Berkeley USD (Alameda County)

But for contrast, let’s look at a university town, Berkeley, which sits in the prosperity zone of the Bay Area. Like other university towns, its achievement gap is big, and its SES variation is also big. This is expressed in the size of the triangle above, that stretches from the upper right to the lower left of the field. It is home to many prosperous families whose lives are centered on the university. And it is also home to many families on the hard-scrabble side of the fence.

Its white students are high on the achievement scale, +2.7 grade levels above average. Its Latino/Hispanic students are -1.1 grade levels behind average. That’s a gap that is 3.8 grade levels wide. Black students are -1.9 grade levels behind average. That’s a 4.6 grade level wide gap, among the largest of any district in California.

Why are social scientists so far ahead of educators in measuring gaps?

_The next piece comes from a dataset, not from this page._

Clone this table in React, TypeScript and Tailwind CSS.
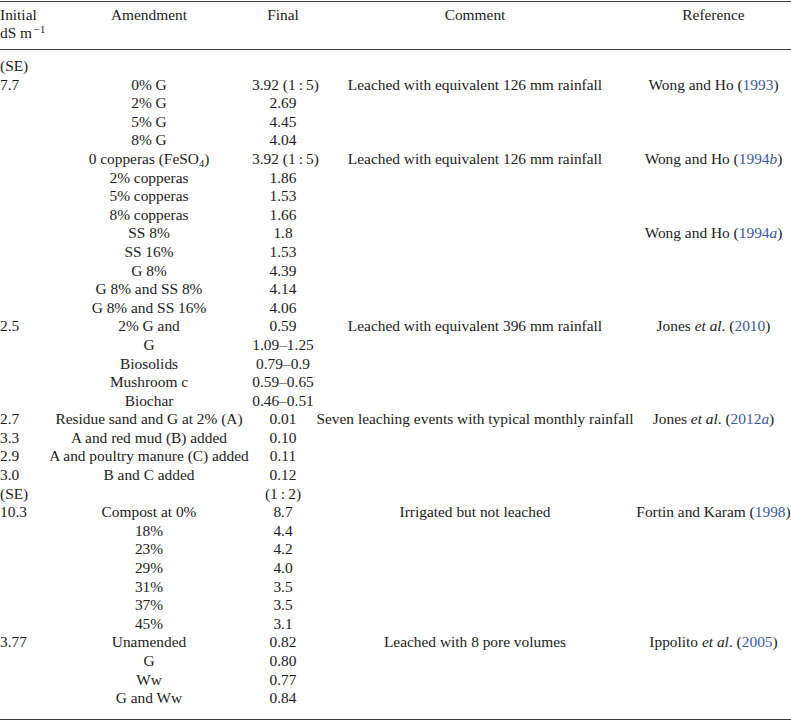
import React from "react";

type Row = {
  initial?: React.ReactNode;
  amendment?: React.ReactNode;
  final?: React.ReactNode;
  comment?: React.ReactNode;
  reference?: React.ReactNode;
};

const Year = ({ children }: { children: React.ReactNode }) => (
  <span className="text-[#3a5aa8]">{children}</span>
);

const Ref = ({ authors, etal, year, suffix }: { authors: string; etal?: boolean; year: string; suffix?: string }) => (
  <>
    {authors}
    {etal && (
      <>
        {" "}
        <i>et al</i>.
      </>
    )}{" "}
    (
    <Year>
      {year}
      {suffix && <i>{suffix}</i>}
    </Year>
    )
  </>
);

const leached126 = "Leached with equivalent 126 mm rainfall";

const rows: Row[] = [
  { initial: "(SE)" },
  { initial: "7.7", amendment: "0% G", final: "3.92 (1\u2009:\u20095)", comment: leached126, reference: <Ref authors="Wong and Ho" year="1993" /> },
  { amendment: "2% G", final: "2.69" },
  { amendment: "5% G", final: "4.45" },
  { amendment: "8% G", final: "4.04" },
  {
    amendment: (
      <>
        0 copperas (FeSO<sub className="text-[10.5px]">4</sub>)
      </>
    ),
    final: "3.92 (1\u2009:\u20095)",
    comment: leached126,
    reference: <Ref authors="Wong and Ho" year="1994" suffix="b" />,
  },
  { amendment: "2% copperas", final: "1.86" },
  { amendment: "5% copperas", final: "1.53" },
  { amendment: "8% copperas", final: "1.66" },
  { amendment: "SS 8%", final: "1.8", reference: <Ref authors="Wong and Ho" year="1994" suffix="a" /> },
  { amendment: "SS 16%", final: "1.53" },
  { amendment: "G 8%", final: "4.39" },
  { amendment: "G 8% and SS 8%", final: "4.14" },
  { amendment: "G 8% and SS 16%", final: "4.06" },
  {
    initial: "2.5",
    amendment: "2% G and",
    final: "0.59",
    comment: "Leached with equivalent 396 mm rainfall",
    reference: <Ref authors="Jones" etal year="2010" />,
  },
  { amendment: "G", final: "1.09\u20131.25" },
  { amendment: "Biosolids", final: "0.79\u20130.9" },
  { amendment: "Mushroom c", final: "0.59\u20130.65" },
  { amendment: "Biochar", final: "0.46\u20130.51" },
  {
    initial: "2.7",
    amendment: "Residue sand and G at 2% (A)",
    final: "0.01",
    comment: "Seven leaching events with typical monthly rainfall",
    reference: <Ref authors="Jones" etal year="2012" suffix="a" />,
  },
  { initial: "3.3", amendment: "A and red mud (B) added", final: "0.10" },
  { initial: "2.9", amendment: "A and poultry manure (C) added", final: "0.11" },
  { initial: "3.0", amendment: "B and C added", final: "0.12" },
  { initial: "(SE)", final: "(1\u2009:\u20092)" },
  {
    initial: "10.3",
    amendment: "Compost at 0%",
    final: "8.7",
    comment: "Irrigated but not leached",
    reference: <Ref authors="Fortin and Karam" year="1998" />,
  },
  { amendment: "18%", final: "4.4" },
  { amendment: "23%", final: "4.2" },
  { amendment: "29%", final: "4.0" },
  { amendment: "31%", final: "3.5" },
  { amendment: "37%", final: "3.5" },
  { amendment: "45%", final: "3.1" },
  {
    initial: "3.77",
    amendment: "Unamended",
    final: "0.82",
    comment: "Leached with 8 pore volumes",
    reference: <Ref authors="Ippolito" etal year="2005" />,
  },
  { amendment: "G", final: "0.80" },
  { amendment: "Ww", final: "0.77" },
  { amendment: "G and Ww", final: "0.84" },
];

const cols = "grid grid-cols-[46px_206px_62px_322px_155px]";

export default function App() {
  return (
    <div className="w-[791px] bg-white text-[#1c1c1c] text-[15.4px] font-['Liberation_Serif','Times_New_Roman',serif]">
      <div className="border-t-[1.5px] border-b-[1.5px] border-[#3a3a3a] mt-[1px]">
        {/* header */}
        <div className={`${cols} border-b-[1.5px] border-[#3a3a3a] pt-[4px] pb-[7px] leading-[18px]`}>
          <div className="whitespace-nowrap">
            Initial
            <br />
            dS m<sup className="text-[10.5px] ml-[2px]">&minus;1</sup>
          </div>
          <div className="text-center">Amendment</div>
          <div className="text-center">Final</div>
          <div className="text-center">Comment</div>
          <div className="text-center">Reference</div>
        </div>

        {/* body */}
        <div className="pt-[7px] pb-[11px]">
          {rows.map((r, i) => (
            <div key={i} className={`${cols} h-[18.6px] leading-[18.6px] whitespace-nowrap`}>
              <div>{r.initial}</div>
              <div className="text-center">{r.amendment}</div>
              <div className="text-center">{r.final}</div>
              <div className="text-center">{r.comment}</div>
              <div className="text-center">{r.reference}</div>
            </div>
          ))}
        </div>
      </div>
    </div>
  );
}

There’s more to be gleaned from these comparative expressions, of course. In a future blog post, I may take you on a deeper dive. But the point I want to make is simpler. If the gap is an expression of educational inequality to some degree, and important to us as an ethical and legal question, why are social scientists able to size that gap and contextualize it so well, while educators are unable to even measure it properly? The gap conversation in education started in my lifetime with the Coleman Report in 1966. In the five decades since then, the discussion, at least in California, has not evolved. It is filled with emotion, but not with reason. The “gap” is just considered to be, in California, a “bad thing,” and present everywhere. This, to me, is a sign of arrested development. When the advances of social science are so near at hand, I can only conclude that education leaders are either unable or unwilling to rely on expertise outside the castle of K-12.